The Stark Context for Canadians at Sunny Side of the Doc

A report on the state of the industry from the pitching summit

15 mins read

France Televisions’ six channels, none of them major, broadcast 7,644 documentaries last season, 351 in prime time. 5,269 hours in all.

According to the Canadian Media Fund (CMF), the number of documentary projects the CMF funded at the production level for two years, 2015-2016 and 2016-2017, was 603. According to the Canadian Media Producers Association, (CMPA), the total number of documentaries, including film and TV, made by Canadian producers in 2015-2016 was 449.

One year, on one part of TV in France: 7,644. One year, in all of Canada: 449.

Over 50 Canadians came to Sunny Side this year. Hard hit by CRTC big-broadcaster favoritism, Can Con reduction from 65 to 35%, and the meagre, ever-shrinking Canadian market, many were motivated by potential connections to European, and Asian buyers.

At Sunny Side, in pitches, sessions and screenings, the array of inventive, audacious, investigative, TV, feature, and series documentaries on view was inspiring. The founder of Sunny Side, Yves Jeanneau, calls his market a “Carrefour de resistance,” (Crossroad of Resistance) and in the psychological sense of respect for documentary and its makers in a dummied-down media world, it is.

I concentrated on History docs, which thanks in large part to the participation of our home-grown researcher and thinker Elizabeth Klinck, was this year’s theme at Sunny Side.


In the History sessions I attended, I was most interested in understanding trends and the evolution of the form. Stephen Hunter’s opening session, “The Future of History,” was an excellent introduction. His thesis was that cable TV killed real history, i.e., “anything with archives.” History was redefined as anything that happened yesterday. Hunter’s question was, “Where is history? Is history making a comeback?” He researched current history programming and interviewed international distributors to assess, “where they are laying their chips. “ His analysis was peppered with illustrative clips.


WAR is the undisputed champion of history television and resounds across the globe:

We can’t kill Hitler, the Nazis, or end World War 2. Hitler is even regurgitated in a colourised clip. North Korea is big in Germany.

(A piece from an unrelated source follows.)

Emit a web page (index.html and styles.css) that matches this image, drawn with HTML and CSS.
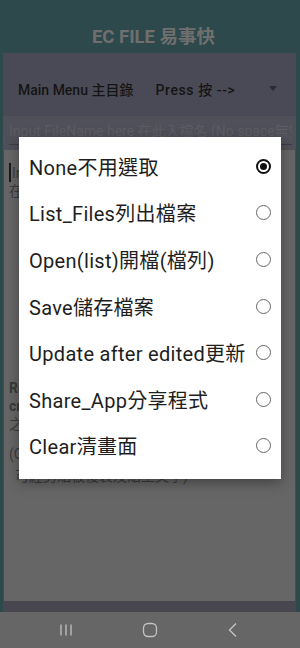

The East is rising up and featuring their own mass murderers, as seen in a horrific clip from a film on Japan’s war in China. Countries thirst to see their own stories told.

War has even become a fun and games show. Lion TV’s game show, Time Commanders, allows participants to alter history (e.g. Napoleon can win) and ends with a recap of what really happened. Time Commanders increased viewers by 300% in the 10-34 demographic.

ANNIVERSARIES are the second big trend in the history category.

These are large budget, one-off, full-length documentaries, which connect the dots from the past to the present. Often, they are affected by nationalism. For example, the 100the anniversary of the Russian Revolution was featured on European television, but had minimalist play on US, Canadian, or UK television.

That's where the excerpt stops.